§ **Given instruction**
Go through the data below and gather each line containing "components".

****************************************

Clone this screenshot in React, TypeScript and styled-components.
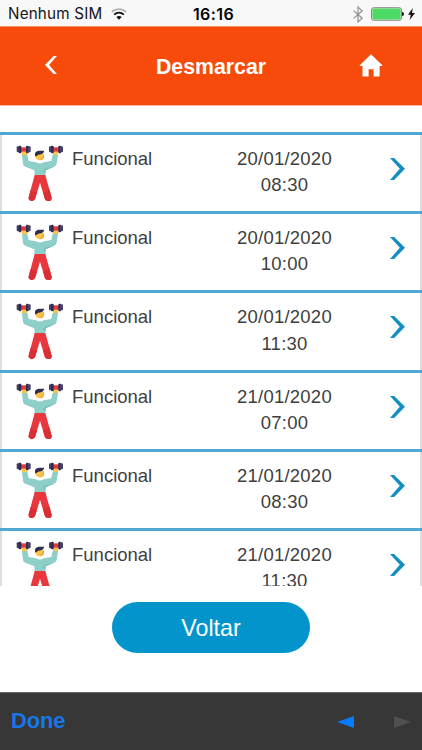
import React from "react";
import styled, { createGlobalStyle } from "styled-components";

const Global = createGlobalStyle`
  * { box-sizing: border-box; }
  body { margin: 0; background: #fff; font-family: "Liberation Sans", Arial, sans-serif; }
  svg { display: block; flex: none; }
`;

const Screen = styled.div`
  width: 422px;
  height: 750px;
  display: flex;
  flex-direction: column;
  overflow: hidden;
  background: #fff;
`;

const StatusBar = styled.div`
  height: 26px;
  flex: none;
  display: grid;
  grid-template-columns: 1fr auto 1fr;
  align-items: center;
  padding: 2px 7px 0 8px;
  background: #f8f8f8;
  font-family: Inter, sans-serif;
  font-size: 15.2px;
  line-height: 24px;
  color: #151515;
`;

const Carrier = styled.div`
  display: flex;
  align-items: center;
  gap: 9px;
  white-space: nowrap;
  letter-spacing: 0.2px;
`;

const Clock = styled.div`
  font-weight: 600;
  font-size: 16px;
  letter-spacing: 0.4px;
  padding-left: 4px;
  color: #000;
`;

const Indicators = styled.div`
  display: flex;
  justify-content: flex-end;
  align-items: center;
  gap: 8px;
`;

const Power = styled.div`
  display: flex;
  align-items: center;
  gap: 4px;
`;

const Header = styled.header`
  height: 80px;
  flex: none;
  display: grid;
  grid-template-columns: 102px 1fr 102px;
  align-items: center;
  background: #f74b0c;
  border-top: 1px solid #f58d68;
  border-bottom: 1px solid #fbb49b;
`;

const HeaderButton = styled.button<{ $nudge?: number }>`
  height: 26px;
  padding: ${({ $nudge = 0 }) => `0 0 ${$nudge}px`};
  border: 0;
  background: none;
  display: flex;
  justify-content: center;
  align-items: center;
`;

const Title = styled.h1`
  margin: 2px 0 0;
  text-align: center;
  font-size: 21.3px;
  line-height: 26px;
  font-weight: 700;
  color: #fff;
`;

const List = styled.ul`
  list-style: none;
  margin: 26px 0 0;
  padding: 0;
  height: 454px;
  flex: none;
  overflow: hidden;
`;

const Row = styled.li`
  height: 79.2px;
  display: grid;
  grid-template-columns: 62px 130px 168px 1fr;
  padding-left: 8px;
  border-top: 3px solid #50a8d2;
  box-shadow: inset 2px 0 #dedede, inset -2px 0 #dedede;
  font-size: 18.5px;
  line-height: 26.2px;
  color: #404040;
`;

const Figure = styled.div`
  padding: 3px 0 0 2px;
`;

const Label = styled.div`
  padding: 11px 0 0 2px;
`;

const When = styled.div`
  padding: 11px 0 0 1px;
  text-align: center;
  letter-spacing: 0.22px;
`;

const Arrow = styled.div`
  padding: 23px 0 0 22px;
`;

const Actions = styled.div`
  flex: 1;
  display: flex;
  justify-content: center;
  align-items: flex-start;
  padding-top: 16px;
`;

const BackButton = styled.button`
  width: 198px;
  height: 51px;
  padding: 2px 0 0;
  border: 0;
  border-radius: 26px;
  background: #0294ca;
  color: #fff;
  font: 23.2px "Liberation Sans", Arial, sans-serif;
`;

const Toolbar = styled.footer`
  height: 58.5px;
  flex: none;
  display: flex;
  justify-content: space-between;
  align-items: center;
  padding: 0 11px;
  background: #373737;
  border-top: 1px solid #686868;
`;

const Done = styled.span`
  font-size: 21.8px;
  font-weight: 700;
  color: #1877e8;
`;

const Pager = styled.div`
  display: flex;
  gap: 40px;
  padding-top: 2px;
`;

const Wifi = () => (
  <svg width="16" height="12" viewBox="0 0 16 12" fill="none" strokeWidth="1.8">
    <path d="M.8 4C4.9.1 11.1.1 15.2 4" stroke="#b5b5b5" />
    <path d="M3.2 6.6c2.8-2.5 6.8-2.5 9.6 0" stroke="#111" />
    <path d="M5.3 9q2.7-2.2 5.4 0L8 11.7z" fill="#111" />
  </svg>
);

const Bluetooth = () => (
  <svg width="10" height="17" viewBox="0 0 10 17" fill="none" stroke="#939393" strokeWidth="1.2">
    <path d="M.6 4.6l8.6 7.6L5 16V1l4.2 3.8-8.6 7.6" />
  </svg>
);

const Battery = () => (
  <svg width="33" height="14" viewBox="0 0 33 14">
    <rect x=".6" y=".8" width="29.8" height="12.4" rx="2" fill="#fff" stroke="#777" />
    <rect x="1.4" y="1.6" width="28.2" height="10.8" rx="1" fill="#4cd964" />
    <path d="M31 5q2 0 2 2t-2 2z" fill="#111" />
  </svg>
);

const Bolt = () => (
  <svg width="7" height="12" viewBox="0 0 7 12">
    <path d="M4.8 0L0 6.7h2.8L1.6 12 7 4.9H4z" fill="#111" />
  </svg>
);

const BackIcon = () => (
  <svg width="12" height="18" viewBox="0 0 12 18">
    <path d="M8.6 0h3.3L4.1 9l7.8 9H8.6L0 9z" fill="#fff" />
  </svg>
);

const HomeIcon = () => (
  <svg width="24" height="23" viewBox="0 0 24 23">
    <path d="M12 .3L.8 11.2q-.6.8.4.8h2.3v10.6h6.1v-7.3h5v7.3h6V12h2.3q1 0 .4-.8z" fill="#fff" />
  </svg>
);

const Chevron = () => (
  <svg width="15" height="22" viewBox="0 0 15 22">
    <path d="M0 0h4.1L15 10.8 4.1 22H0l9.8-11.2z" fill="#128fc1" />
  </svg>
);

const Dumbbell = ({ x }: { x: number }) => (
  <g transform={`translate(${x} 0)`}>
    <rect x="12" y="28" width="18" height="13" fill="#e0393f" />
    <rect x="0" y="25" width="9" height="18" rx="3" fill="#454164" />
    <rect x="6" y="23" width="8" height="23" rx="3" fill="#2e2b4c" />
    <rect x="28" y="23" width="8" height="23" rx="3" fill="#2e2b4c" />
    <rect x="33" y="25" width="9" height="18" rx="3" fill="#454164" />
  </g>
);

const Athlete = () => (
  <svg width="60" height="70" viewBox="0 0 180 210">
    <path d="M35 40h17v15H36zM129 40h16l-1 15h-15z" fill="#fbc34d" />
    <Dumbbell x={20} />
    <Dumbbell x={117} />
    <path d="M36 52l16-1 4 18 22 4q12 7 23 0l23-4 4-18h16l-4 26q-2 7-8 9l-25 11-1 18H74l-1-18-27-11q-6-2-7-8z" fill="#8ecfca" />
    <path d="M132 86l-25 11-1 10-8-7 8-9z" fill="#79c1bd" />
    <path d="M77 48h25v7q0 12-12 12-13 0-13-12z" fill="#fbc449" />
    <path d="M100 47q5 8 1 14-5 7-13 5 9-4 12-19z" fill="#f5a543" />
    <path d="M76 56q-5-16 10-18h16q1 10-17 12z" fill="#2f2c4c" />
    <path d="M74 111h32l19 68q1 10-10 10-9 0-11-8L90 134l-14 47q-3 9-11 8-11-1-9-11z" fill="#e9383d" />
    <path d="M62 156q6 7 19 7l-5 18q-3 9-11 8-11-1-9-11zM99 163q14-2 19-9l7 25q1 10-10 10-9 0-11-8z" fill="#d92e34" />
  </svg>
);

const Triangle = ({ forward = false }: { forward?: boolean }) => (
  <svg width="17" height="12" viewBox="0 0 17 12">
    <path d={forward ? "M0 0l17 6-17 6z" : "M17 0L0 6l17 6z"} fill={forward ? "#505050" : "#087bfb"} />
  </svg>
);

const classes = [
  ["20/01/2020", "08:30"],
  ["20/01/2020", "10:00"],
  ["20/01/2020", "11:30"],
  ["21/01/2020", "07:00"],
  ["21/01/2020", "08:30"],
  ["21/01/2020", "11:30"],
];

export default function App() {
  return (
    <Screen>
      <Global />
      <StatusBar>
        <Carrier>Nenhum SIM<Wifi /></Carrier>
        <Clock>16:16</Clock>
        <Indicators>
          <Bluetooth />
          <Power><Battery /><Bolt /></Power>
        </Indicators>
      </StatusBar>
      <Header>
        <HeaderButton $nudge={2} aria-label="Voltar"><BackIcon /></HeaderButton>
        <Title>Desmarcar</Title>
        <HeaderButton $nudge={2} aria-label="Início"><HomeIcon /></HeaderButton>
      </Header>
      <List>
        {classes.map(([date, time]) => (
          <Row key={date + time}>
            <Figure><Athlete /></Figure>
            <Label>Funcional</Label>
            <When>{date}<br />{time}</When>
            <Arrow><Chevron /></Arrow>
          </Row>
        ))}
      </List>
      <Actions><BackButton>Voltar</BackButton></Actions>
      <Toolbar>
        <Done>Done</Done>
        <Pager><Triangle /><Triangle forward /></Pager>
      </Toolbar>
    </Screen>
  );
}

****************************************

§ **Response**
Clone this screenshot in React, TypeScript and styled-components.
import styled, { createGlobalStyle } from "styled-components";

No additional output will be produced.